The 45-year-old and her four children arrived in Mentao Refugee Camp in north-west Burkina Faso less than two weeks after the start on January 11 of the French military intervention in Mali to push back anti-government militants. At first, the fast-evolving situation in Mali raised hopes that many displaced people would be able to go back to their homes soon. But the reality is that thousands have since fled to neighbouring countries – mainly Burkina Faso and Mauritania – to escape the fighting or from fear of reprisals. They need help.

In Burkina Faso, many of those who have fled across the border are ethnic Tuareg and Arab women and children, like Aicha and her young. Their menfolk are staying behind to take care of their cattle, indicating that people are increasingly fleeing out of desperation. New arrivals are met at the border by mobile teams from UNHCR or its partners, and transported to Mentao or Goudebou refugee camps, where they receive assistance, such as hot meals upon arrival and traditional shelter kits, and are individually registered. More than 6,000 have arrived since the French intervention in January.

Aicha's journey to Mentao was not so straightforward. She had resisted earlier chances to flee from her central Mali village, Boni, despite the deteriorating social and economic situation. She felt she had too much to lose.
 
© UNHCR/H.Reichenberger
Aicha (in green) shelters from the sun with relatives in their shelter in Mentao Camp, Burkina Faso.
 
"We are simple people, all we have is our animals and our friends, nothing else, nothing more," Aicha said of her life. But over the past year, things became even harder as war engulfed the country and rebels took over the north and much of the centre of the country. "Our worst fears have now become reality. We left our animals and our friends. We feel we have only fear, no more life," she said, explaining her situation.

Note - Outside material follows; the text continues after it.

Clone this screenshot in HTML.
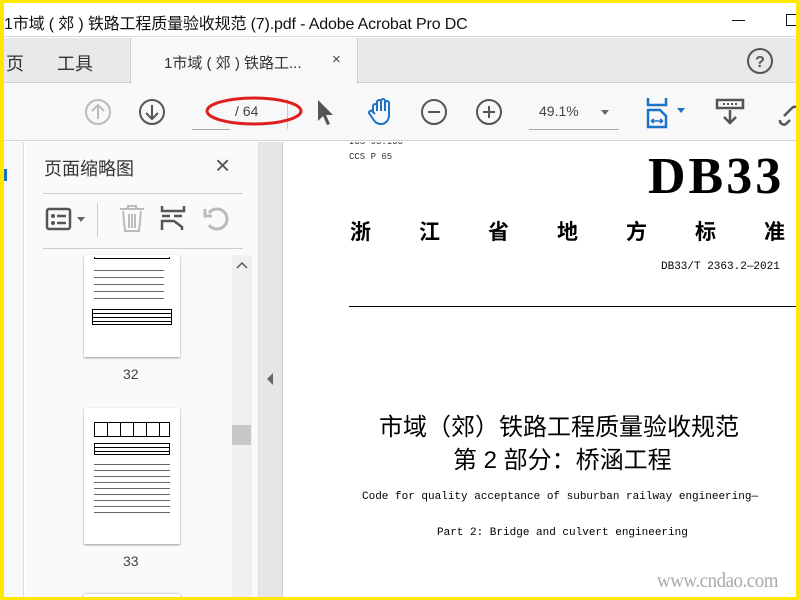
<!DOCTYPE html>
<html><head><meta charset="utf-8"><style>
*{margin:0;padding:0;box-sizing:border-box}
body{width:800px;height:600px;overflow:hidden;background:#ffe800;position:relative;font-family:"Liberation Sans","Noto Sans CJK SC",sans-serif}
.a{position:absolute}
.cjk{font-family:"Liberation Sans","Noto Sans CJK SC",sans-serif}
.mono{font-family:"Liberation Mono","Noto Sans CJK SC",monospace}
</style></head><body>
<div class="a" style="left:4px;top:3px;width:792px;height:594px;background:#fff;overflow:hidden">
 <div class="a" style="left:0;top:0;width:792px;height:34px;background:#fff;border-bottom:1px solid #d8d8d8"></div>
 <div class="a cjk" style="left:0;top:7px;font-size:16px;color:#111;white-space:nowrap;letter-spacing:-0.15px">1市域 ( 郊 ) 铁路工程质量验收规范 (7).pdf - Adobe Acrobat Pro DC</div>
 <div class="a" style="left:728px;top:17px;width:13px;height:1px;background:#111"></div>
 <div class="a" style="left:782px;top:11px;width:12px;height:12px;border:1px solid #111"></div>
 <div class="a" style="left:0;top:35px;width:792px;height:45px;background:#e9e9e9;border-bottom:1px solid #cfcfcf"></div>
 <div class="a cjk" style="left:2px;top:47px;font-size:18px;color:#333">页</div>
 <div class="a cjk" style="left:53px;top:47px;font-size:18px;color:#333">工具</div>
 <div class="a" style="left:126px;top:35px;width:228px;height:46px;background:#f8f8f8;border-left:1px solid #cfcfcf;border-right:1px solid #cfcfcf"></div>
 <div class="a cjk" style="left:160px;top:49px;font-size:15px;color:#333;white-space:nowrap">1市域 ( 郊 ) 铁路工...</div>
 <div class="a" style="left:328px;top:48px;font-size:15px;color:#444">×</div>
 <svg class="a" style="left:742px;top:44px" width="28" height="28"><circle cx="14" cy="14" r="12" fill="none" stroke="#555" stroke-width="2"/><text x="14" y="20" font-size="16" font-weight="bold" text-anchor="middle" fill="#555" font-family="Liberation Sans">?</text></svg>
 <div class="a" style="left:0;top:81px;width:792px;height:57px;background:#f8f8f8;border-bottom:1px solid #d4d4d4"></div>
 <svg class="a" style="left:80px;top:95px" width="28" height="28"><circle cx="14" cy="14" r="12" fill="none" stroke="#bbb" stroke-width="2"/><path d="M14 21V8M8 13l6-6 6 6" fill="none" stroke="#bbb" stroke-width="2"/></svg>
 <svg class="a" style="left:134px;top:95px" width="28" height="28"><circle cx="14" cy="14" r="12" fill="none" stroke="#555" stroke-width="2"/><path d="M14 7v13M8 15l6 6 6-6" fill="none" stroke="#555" stroke-width="2"/></svg>
 <div class="a" style="left:188px;top:126px;width:38px;height:1px;background:#aaa"></div>
 <div class="a" style="left:231px;top:100px;font-size:14px;color:#444">/ 64</div>
 <div class="a" style="left:283px;top:96px;width:1px;height:30px;background:#ccc"></div>
 <svg class="a" style="left:200px;top:88px" width="104" height="40"><ellipse cx="50" cy="20" rx="47" ry="13" fill="none" stroke="#e02020" stroke-width="3"/></svg>
 <svg class="a" style="left:310px;top:94px" width="22" height="30"><path d="M4 3v21l5-5 4 9 3-1-4-9h7z" fill="#555"/></svg>
 <svg class="a" style="left:362px;top:94px" width="30" height="30"><path d="M7 15V9a2 2 0 014 0v5V5a2 2 0 014 0v9V4a2 2 0 014 0v10V6a2 2 0 014 0v12c0 6-4 9-8 9s-6-2-8-5l-4-6a2 2 0 013-2l3 3" fill="none" stroke="#1a73c8" stroke-width="2"/></svg>
 <svg class="a" style="left:416px;top:95px" width="28" height="28"><circle cx="14" cy="14" r="12" fill="none" stroke="#555" stroke-width="2"/><path d="M8 14h12" stroke="#555" stroke-width="2"/></svg>
 <svg class="a" style="left:471px;top:95px" width="28" height="28"><circle cx="14" cy="14" r="12" fill="none" stroke="#555" stroke-width="2"/><path d="M8 14h12M14 8v12" stroke="#555" stroke-width="2"/></svg>
 <div class="a" style="left:535px;top:100px;font-size:14px;color:#444">49.1%</div>
 <div class="a" style="left:597px;top:107px;width:0;height:0;border-left:4px solid transparent;border-right:4px solid transparent;border-top:5px solid #666"></div>
 <div class="a" style="left:525px;top:126px;width:90px;height:1px;background:#aaa"></div>
 <svg class="a" style="left:642px;top:94px" width="42" height="32"><path d="M2 1v7h18V1M2 30V13h12l6 6v11z" fill="none" stroke="#1a73c8" stroke-width="2.5"/><path d="M5 24h12M5 24l3-2M5 24l3 2M17 24l-3-2M17 24l-3 2" stroke="#1a73c8" stroke-width="1.5"/><path d="M31 11h8l-4 5z" fill="#1a73c8"/></svg>
 <svg class="a" style="left:710px;top:95px" width="32" height="30"><rect x="3" y="2" width="26" height="8" fill="none" stroke="#555" stroke-width="2.5"/><path d="M9 6h2M13 6h2M17 6h2M21 6h2" stroke="#555" stroke-width="2"/><path d="M16 12v13M10 19l6 6 6-6" fill="none" stroke="#555" stroke-width="2.5"/></svg>
 <svg class="a" style="left:774px;top:95px" width="18" height="30"><path d="M6 18l8-8a4 4 0 016 6M2 22a4 4 0 006 4l4-4" fill="none" stroke="#555" stroke-width="2.5"/></svg>
 <div class="a" style="left:0;top:139px;width:20px;height:455px;background:#f8f8f8;border-right:1px solid #ddd"></div>
 <div class="a" style="left:0;top:166px;width:3px;height:12px;background:#1a73c8"></div>
 <div class="a" style="left:21px;top:139px;width:233px;height:455px;background:#fafafa"></div>
 <div class="a cjk" style="left:40px;top:152px;font-size:18px;color:#333">页面缩略图</div>
 <div class="a" style="left:211px;top:147px;font-size:26px;color:#555;line-height:30px">×</div>
 <div class="a" style="left:39px;top:190px;width:200px;height:1px;background:#ccc"></div>
 <svg class="a" style="left:41px;top:204px" width="48" height="26"><rect x="2" y="2" width="23" height="20" rx="2" fill="none" stroke="#555" stroke-width="2.5"/><circle cx="8" cy="9" r="2" fill="#555"/><circle cx="8" cy="16" r="2" fill="#555"/><path d="M12 9h9M12 16h9" stroke="#555" stroke-width="2.5"/><path d="M32 10h8l-4 5z" fill="#666"/></svg>
 <div class="a" style="left:93px;top:200px;width:1px;height:34px;background:#ccc"></div>
 <svg class="a" style="left:114px;top:200px" width="28" height="30"><path d="M2 6h24M10 6V3h8v3M5 8l2 20h14l2-20M11 11v14M14 11v14M17 11v14" fill="none" stroke="#bbb" stroke-width="2"/></svg>
 <svg class="a" style="left:156px;top:201px" width="28" height="28"><path d="M2 2v5h22V2M2 12h8M14 12h8M2 26V17h12l8 6v3" fill="none" stroke="#555" stroke-width="2.5"/></svg>
 <svg class="a" style="left:197px;top:202px" width="30" height="28"><path d="M8 20a10 10 0 100-12M4 4v7h7" fill="none" stroke="#bbb" stroke-width="3"/></svg>
 <div class="a" style="left:39px;top:245px;width:200px;height:1px;background:#ccc"></div>
 <div class="a" style="left:80px;top:252px;width:96px;height:102px;background:#fff;box-shadow:0 1px 2px #999;font-size:0">
  <div style="margin:2px 10px;height:2px;border:1px solid #000;border-top:0;width:76px"></div>
  <div style="margin:8px 10px 0;height:38px;background:repeating-linear-gradient(#fff 0 3px,#666 3px 4px,#fff 4px 7px);width:70px"></div>
  <div style="margin:4px 8px;height:16px;border:1.5px solid #000;background:repeating-linear-gradient(#fff 0 3px,#000 3px 4px)"></div>
 </div>
 <div class="a" style="left:119px;top:363px;font-size:14px;color:#444">32</div>
 <div class="a" style="left:80px;top:405px;width:96px;height:136px;background:#fff;box-shadow:0 1px 2px #999;font-size:0">
  <div style="margin:14px 10px 0;height:15px;border:1.5px solid #000;background:repeating-linear-gradient(90deg,#fff 0 12px,#000 12px 13px)"></div>
  <div style="margin:6px 10px 0;height:12px;border:1.5px solid #000;background:repeating-linear-gradient(#fff 0 3px,#000 3px 4px)"></div>
  <div style="margin:6px 10px 0;height:56px;background:repeating-linear-gradient(#fff 0 3px,#666 3px 4px,#fff 4px 6px)"></div>
 </div>
 <div class="a" style="left:119px;top:550px;font-size:14px;color:#444">33</div>
 <div class="a" style="left:80px;top:591px;width:96px;height:5px;background:#fff;box-shadow:0 0 2px #999"></div>
 <div class="a" style="left:228px;top:252px;width:20px;height:342px;background:#f0f0f0"></div>
 <svg class="a" style="left:232px;top:258px" width="12" height="10"><path d="M1 7l5-5 5 5" fill="none" stroke="#555" stroke-width="1.5"/></svg>
 <div class="a" style="left:228px;top:422px;width:19px;height:20px;background:#c8c8c8"></div>
 <div class="a" style="left:254px;top:139px;width:24px;height:455px;background:#e6e6e6;border-left:1px solid #ddd"></div>
 <div class="a" style="left:263px;top:370px;width:0;height:0;border-top:6px solid transparent;border-bottom:6px solid transparent;border-right:6px solid #666"></div>
 <div class="a" style="left:278px;top:139px;width:514px;height:455px;background:#fff;border-left:1px solid #d0d0d0;overflow:hidden">
  <div class="a mono" style="left:66px;top:-5px;font-size:9px;color:#333">ICS 93.100</div>
  <div class="a mono" style="left:66px;top:10px;font-size:9px;color:#333">CCS P 65</div>
  <div class="a" style="left:365px;top:5px;font-family:'Liberation Serif',serif;font-weight:bold;font-size:52px;color:#000;letter-spacing:3px">DB33</div>
  <div class="a cjk" style="left:67px;top:74px;font-size:21px;color:#000;font-weight:bold;white-space:nowrap"><span style="letter-spacing:48px">浙江省地方标准</span></div>
  <div class="a mono" style="left:378px;top:119px;font-size:11px;color:#000">DB33/T 2363.2—2021</div>
  <div class="a" style="left:66px;top:164px;width:460px;height:1px;background:#000"></div>
  <div class="a cjk" style="left:96px;top:265px;font-size:24px;color:#000;white-space:nowrap">市域（郊）铁路工程质量验收规范</div>
  <div class="a cjk" style="left:170px;top:298px;font-size:24px;color:#000;white-space:nowrap">第 2 部分：桥涵工程</div>
  <div class="a mono" style="left:79px;top:349px;font-size:11px;color:#000;white-space:nowrap">Code for quality acceptance of suburban railway engineering—</div>
  <div class="a mono" style="left:154px;top:385px;font-size:11px;color:#000;white-space:nowrap">Part 2: Bridge and culvert engineering</div>
  <div class="a" style="left:374px;top:426px;font-family:'Liberation Serif',serif;font-size:21px;color:#aaa;letter-spacing:-0.5px;transform:scaleX(0.9);transform-origin:left">www.cndao.com</div>
 </div>
</div>
</body></html>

The developments in Mali last year took thousands of farming folk like Aicha and her husband by surprise, although inequality between the sub-Saharan people of the south and the Tuareg and Arabs of the north had led to separatist conflict in 1990 and 2007. Most of Aicha's Arab relatives fled to Burkina Faso or Mauritania soon after the fighting first erupted between government soldiers and Tuareg rebels in January last year.

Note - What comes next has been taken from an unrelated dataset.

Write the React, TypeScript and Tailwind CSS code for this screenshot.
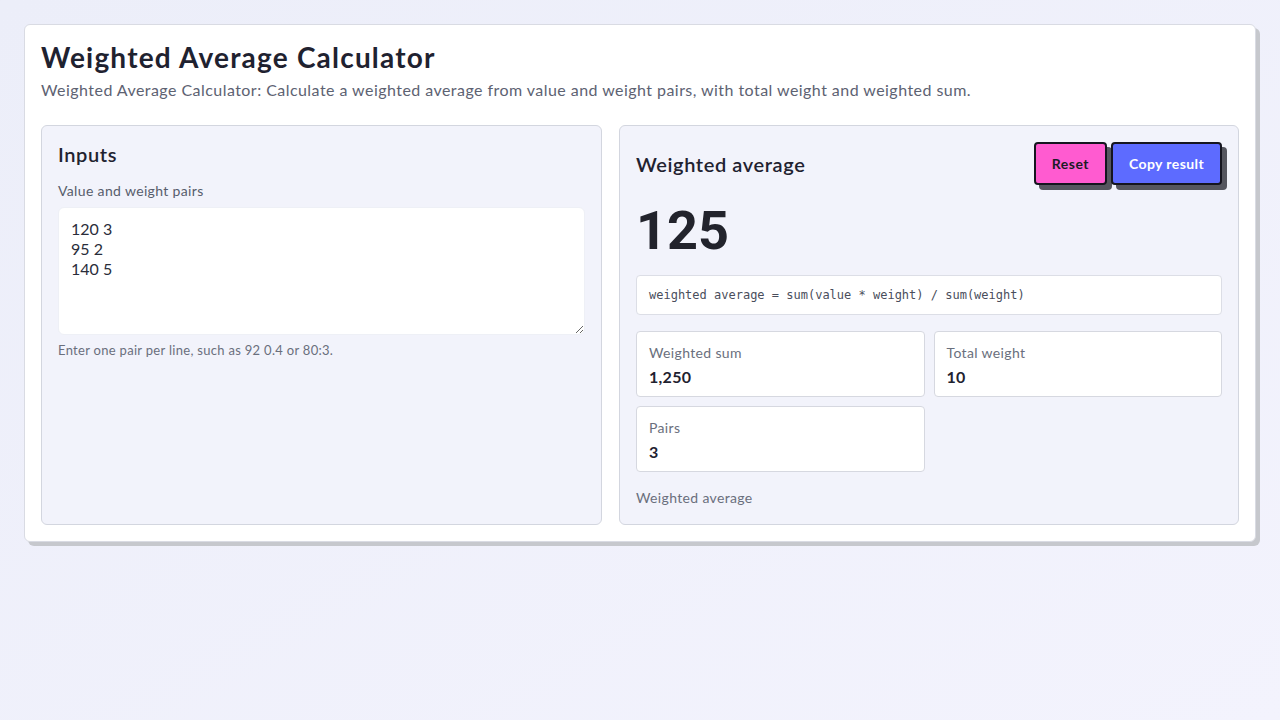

The victorious Tuareg rebels were followed by militants, who imposed strict Islamic law in areas under their control in the north and centre, including Boni. Aicha was not used to such an austere lifestyle, such as having to wear a veil. "Life was difficult in 2012, but it was bearable," she noted. "I would wake up and prepare food for my children before they went out to look after our livestock. I would spend time with my friends when my husband went to Boni to sell some animals. It was correct."

In January, the fighting swung back to the region as the French-backed Malian army advanced north against the militants. Aicha could hear the sounds of war rumbling closer and decided she must flee to save her children. Other villagers were thinking the same and the men clubbed together to hire a truck to take their wives and children to nearby northern Burkina Faso and then on to Mentao, a camp of 11,000 located about 80 kilometres from the border. Some of the villagers of Boni already had relatives there.

But instead of taking them to Mentao, the drivers duped the group of 20 women and children, leaving them at a village 60kms short of their destination after a long and uncomfortable journey without food and water. Luckily, the locals took pity on the refugees and took them by donkey to Mentao.

In response to the spike in new arrivals, UNHCR staff based in the nearby town of Djibo opened a transit centre where refugees stay for two days in newly erected tents (for up to 500 people) before being moved to the camps. More latrines and bathing facilities were built in the transit centre to cope with the extra population.

Aicha and her group, after being stopped by police near Mentao, were taken by UNHCR protection staff to this transit centre, where they were interviewed and registered. "This is a particularly important time for those in categories regarded as most vulnerable, such as female-headed households, said UNHCR Protection Officer Euphrasie Oubda. "They can tell us about things like health problems and trauma and then we can give them the proper care," either directly or through humanitarian aid partners.

Aicha was then moved to Mentao Camp and her own space, where she receives regular visits from UNHCR community services staff. After a week there she felt safe but missed home. There is a small silver living: her four children will go to school for the first time.

"My oldest son, who is 10, has never been to school: he has been a shepherd most of his life," she told visitors. "Although life in Mentao has been better than I thought, life as a refugee is still not a correct life such as the one I had back home," she added, poignantly.